Moody's lowered the rating from a gold-standard Aaa to Aa1 but
said the United States "retains exceptional credit strengths
such as the size, resilience and dynamism of its economy and the
role of the U.S. dollar as global reserve currency.''
Moody's is the last of the three major rating agencies to lower
the federal government's credit. Standard & Poor's downgraded
federal debt in 2011 and Fitch Ratings followed in 2023.
In a statement, Moody's said: "We expect federal deficits to
widen, reaching nearly 9% of (the U.S. economy) by 2035, up from
6.4% in 2024, driven mainly by increased interest payments on
debt, rising entitlement spending, and relatively low revenue
generation.''
Extending President Donald Trump's 2017 tax cuts, a priority of
the Republican-controlled Congress, Moody's said, would add $4
trillion over the next decade to the federal primary deficit
(which does not include interest payments).

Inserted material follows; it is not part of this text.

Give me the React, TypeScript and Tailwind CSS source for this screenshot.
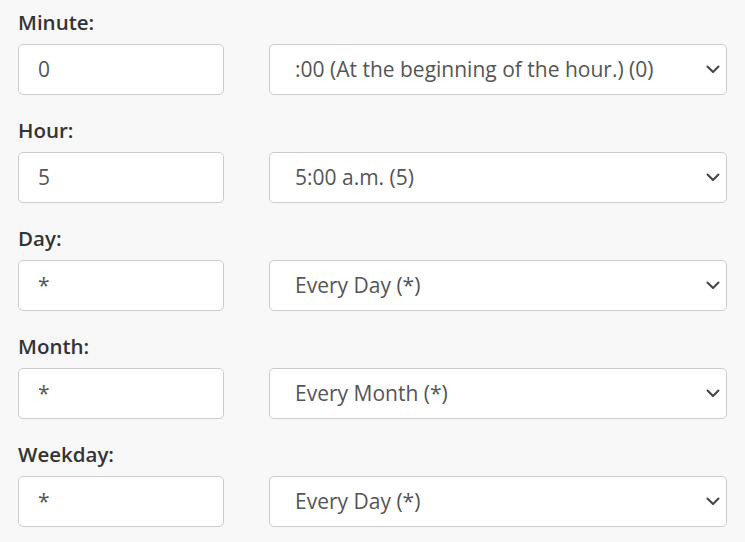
import React from "react";

const rows = [
  { label: "Minute:", value: "0", option: ":00 (At the beginning of the hour.) (0)" },
  { label: "Hour:", value: "5", option: "5:00 a.m. (5)" },
  { label: "Day:", value: "*", option: "Every Day (*)" },
  { label: "Month:", value: "*", option: "Every Month (*)" },
  { label: "Weekday:", value: "*", option: "Every Day (*)" },
];

function Chevron() {
  return (
    <svg width="14" height="9" viewBox="0 0 14 9" fill="none" className="shrink-0">
      <path d="M1.5 1.5 L7 7 L12.5 1.5" stroke="#444" strokeWidth="2" strokeLinecap="round" strokeLinejoin="round" />
    </svg>
  );
}

export default function App() {
  return (
    <div
      className="w-[745px] h-[542px] bg-[#f8f8f8] overflow-hidden pl-[18px] pt-[7px]"
      style={{ fontFamily: '"Open Sans", sans-serif' }}
    >
      {rows.map((r, i) => (
        <div key={i} className="mb-[20px]">
          <div className="h-[30px] leading-[30px] mb-[7px] text-[20.5px] font-semibold text-[#333]">{r.label}</div>
          <div className="flex gap-[45px]">
            <div className="w-[206px] h-[51px] bg-white border border-[#ccc] rounded-[5px] flex items-center pl-[19px] text-[21px] text-[#555]">
              {r.value}
            </div>
            <div className="w-[458px] h-[51px] bg-white border border-[#ccc] rounded-[5px] flex items-center justify-between pl-[25px] pr-[6px] text-[21px] text-[#555]">
              <span>{r.option}</span>
              <Chevron />
            </div>
          </div>
        </div>
      ))}
    </div>
  );
}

A gridlocked political system has been unable to tackle
America's huge deficits. Republicans reject tax increases, and
Democrats are reluctant to cut spending.
On Friday, House Republicans failed to push a big package of tax
breaks and spending cuts through the Budget Committee. A small
group of hard-right Republican lawmakers, insisting on steeper
cuts to Medicaid and President Joe Biden’s green energy tax
breaks, joined all Democrats in opposing it.